The Premiere+ also receives an Ethernet port, USB port and microSD card slot, but both boxes get an optical output.

The Premiere gets an infrared remote control, the same one that comes with the Express models, while the Premiere+ gets an RF blaster so you can wave it around anywhere. It also adds a headphone jack for private listening.

The Roku Premiere and Premiere+ cost $79.99 and $99.99 respectively.

Finally, the Roku Ultra is the flagship model that has all the bells and whistles. It supports 4K HDR streaming, as well as Dolby Digital Plus over HDMI. All the other US-bound Roku players only support Dolby pass-through over HDMI.

The Ultra also has an Ethernet port, USB port and microSD card slot for playing back stored media and expanding the internal storage, as well as an optical output.

The supplied remote control has a headphone jack for private listening, but gets the added functionality of a lost remote finder. If you've lost the remote, you can press a button on the box and the remote will make a sound to help you track it down. The remote also has voice enabled search and motion control for gaming.

The flagship Roku Ultra box is available for $129.99. All models are available to buy online except the Express+ which is a Walmart exclusive.
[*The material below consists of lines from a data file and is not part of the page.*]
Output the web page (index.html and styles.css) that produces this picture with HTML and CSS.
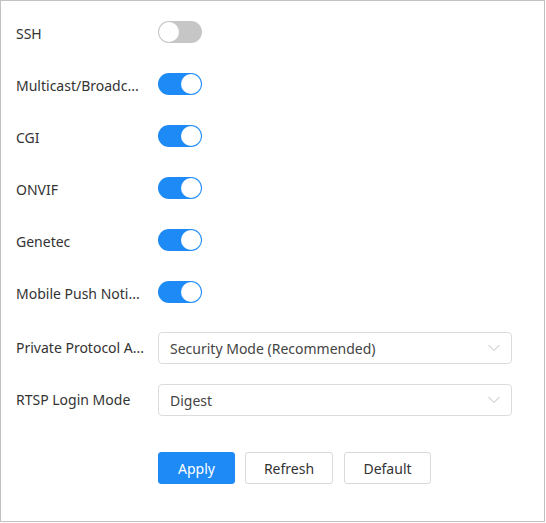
FILE: index.html
```html
<!DOCTYPE html>
<html>
<head>
<meta charset="utf-8">
<link rel="stylesheet" href="styles.css">
</head>
<body>
<div class="panel">
  <div class="row sw-row"><span class="label">SSH</span><span class="switch"></span></div>
  <div class="row sw-row"><span class="label">Multicast/Broadc...</span><span class="switch on"></span></div>
  <div class="row sw-row"><span class="label">CGI</span><span class="switch on"></span></div>
  <div class="row sw-row"><span class="label">ONVIF</span><span class="switch on"></span></div>
  <div class="row sw-row"><span class="label">Genetec</span><span class="switch on"></span></div>
  <div class="row sw-row last"><span class="label">Mobile Push Noti...</span><span class="switch on"></span></div>
  <div class="row"><span class="label">Private Protocol A...</span>
    <div class="select"><span>Security Mode (Recommended)</span>
      <svg class="chev" width="12" height="8" viewBox="0 0 12 8"><polyline points="0.5,1 6,6.5 11.5,1" fill="none" stroke="#bdbdbd" stroke-width="1"/></svg>
    </div>
  </div>
  <div class="row"><span class="label">RTSP Login Mode</span>
    <div class="select"><span>Digest</span>
      <svg class="chev" width="12" height="8" viewBox="0 0 12 8"><polyline points="0.5,1 6,6.5 11.5,1" fill="none" stroke="#bdbdbd" stroke-width="1"/></svg>
    </div>
  </div>
  <div class="buttons">
    <button class="btn primary">Apply</button>
    <button class="btn">Refresh</button>
    <button class="btn default">Default</button>
  </div>
</div>
</body>
</html>
```
FILE: styles.css
```css
html, body { margin: 0; padding: 0; background: #fff; }
body { font-family: "Noto Sans", "Open Sans", Arial, sans-serif; font-size: 14px; color: #333; }
.panel {
  box-sizing: border-box;
  width: 545px;
  height: 522px;
  border: 1px solid #c2c2c2;
  padding: 17px 0 0 15px;
}
.row { display: flex; height: 32px; margin-bottom: 20px; }
.row.last { margin-bottom: 22px; }
.label {
  width: 142px;
  flex: none;
  line-height: 32px;
  white-space: nowrap;
  overflow: hidden;
}
.switch {
  position: relative;
  margin-top: 3px;
  width: 44px;
  height: 22px;
  border-radius: 11px;
  background: #c6c6c6;
  box-sizing: border-box;
}
.switch::after {
  content: "";
  position: absolute;
  top: 1px;
  left: 1px;
  width: 20px;
  height: 20px;
  border-radius: 50%;
  background: #fff;
}
.switch.on { background: #1e8af6; }
.switch.on::after { left: 23px; }
.select {
  box-sizing: border-box;
  width: 354px;
  height: 32px;
  border: 1px solid #dcdcdc;
  border-radius: 4px;
  padding: 0 11px;
  display: flex;
  align-items: center;
  justify-content: space-between;
  color: #444;
}
.buttons {
  display: flex;
  gap: 10px;
  margin-top: 36px;
  padding-left: 142px;
}
.btn {
  box-sizing: border-box;
  height: 32px;
  border: 1px solid #d9d9d9;
  border-radius: 3px;
  background: #fff;
  color: #333;
  font-family: inherit;
  font-size: 14px;
  padding: 0;
  width: 88px;
}
.btn.primary { background: #1e8af6; border-color: #1e8af6; color: #fff; width: 77px; }
.btn.default { width: 87px; margin-left: 1px; }
```
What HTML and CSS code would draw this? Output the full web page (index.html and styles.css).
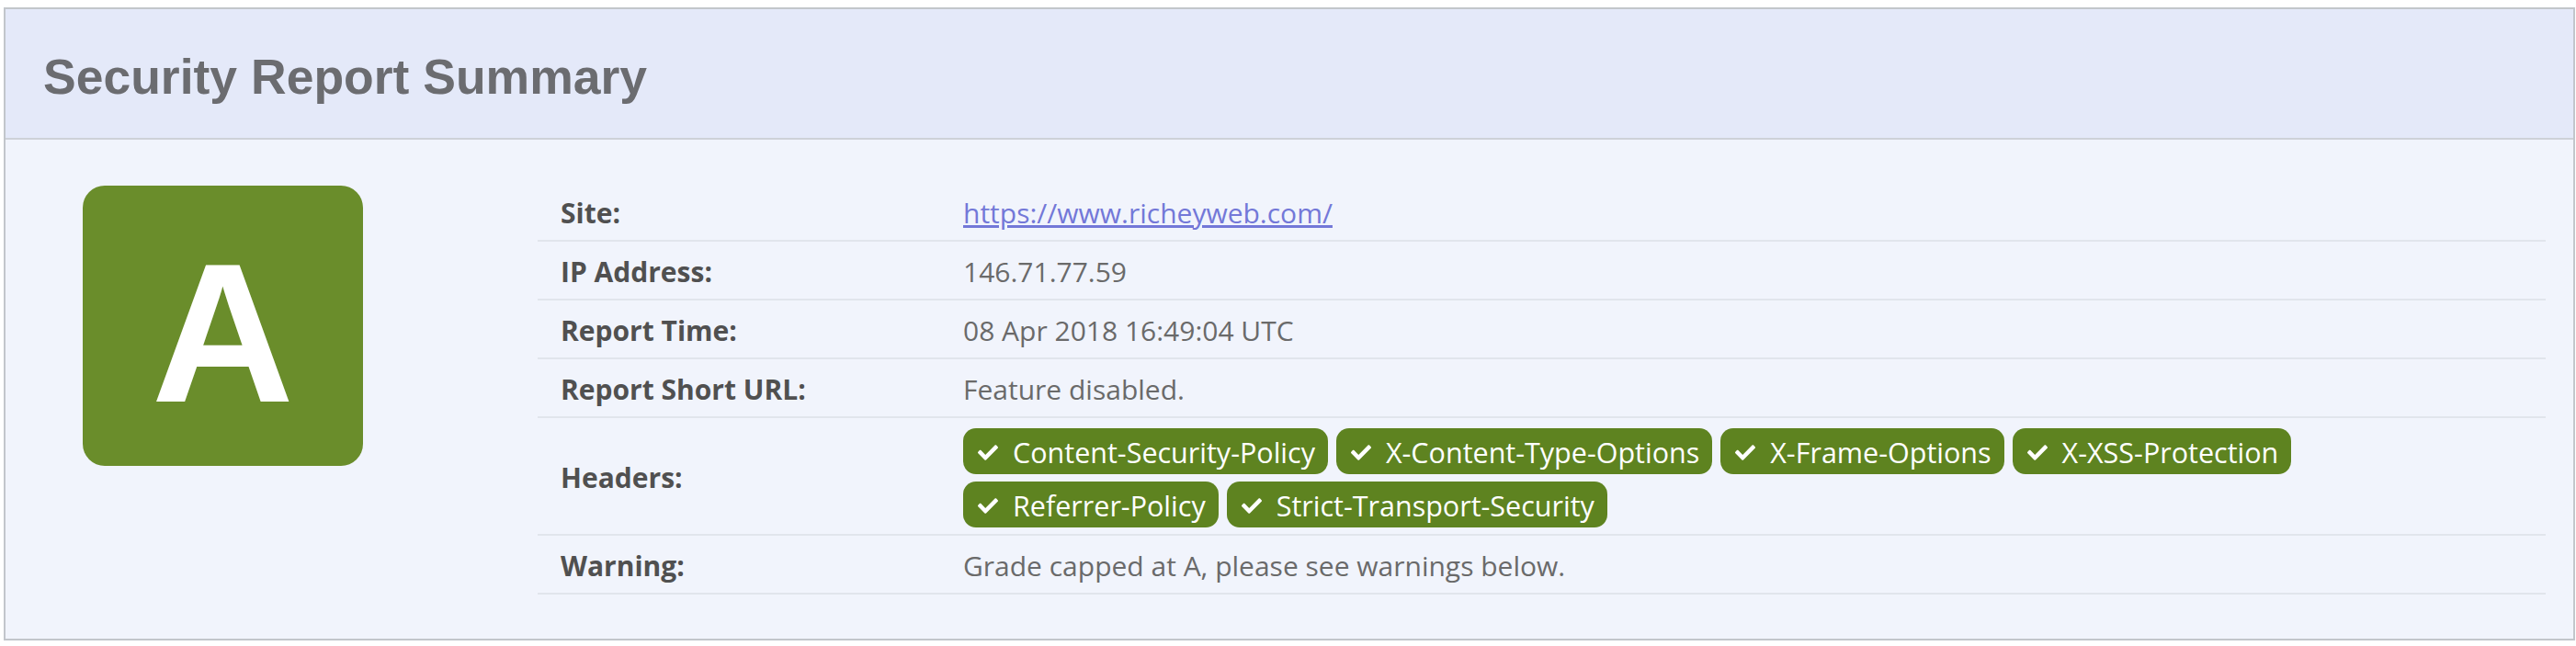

Roku has a mobile application for iOS and Android devices to accompany whichever streaming device you have. With it, you can access channels you already have installed, search the channel store for new ones to add and use it as a remote control. Roku has recently updated the app to version 4.0 that brings with it some new features to make finding content a lot easier.

The first change is a new navigation bar along the bottom of the screen that provides quick access to some of the most popular functions, including channels, what's on, where you'll find recommended content that other Roku users have been watching, quick launch for the remote control and access to photos which you can send to your streaming device to view on your TV.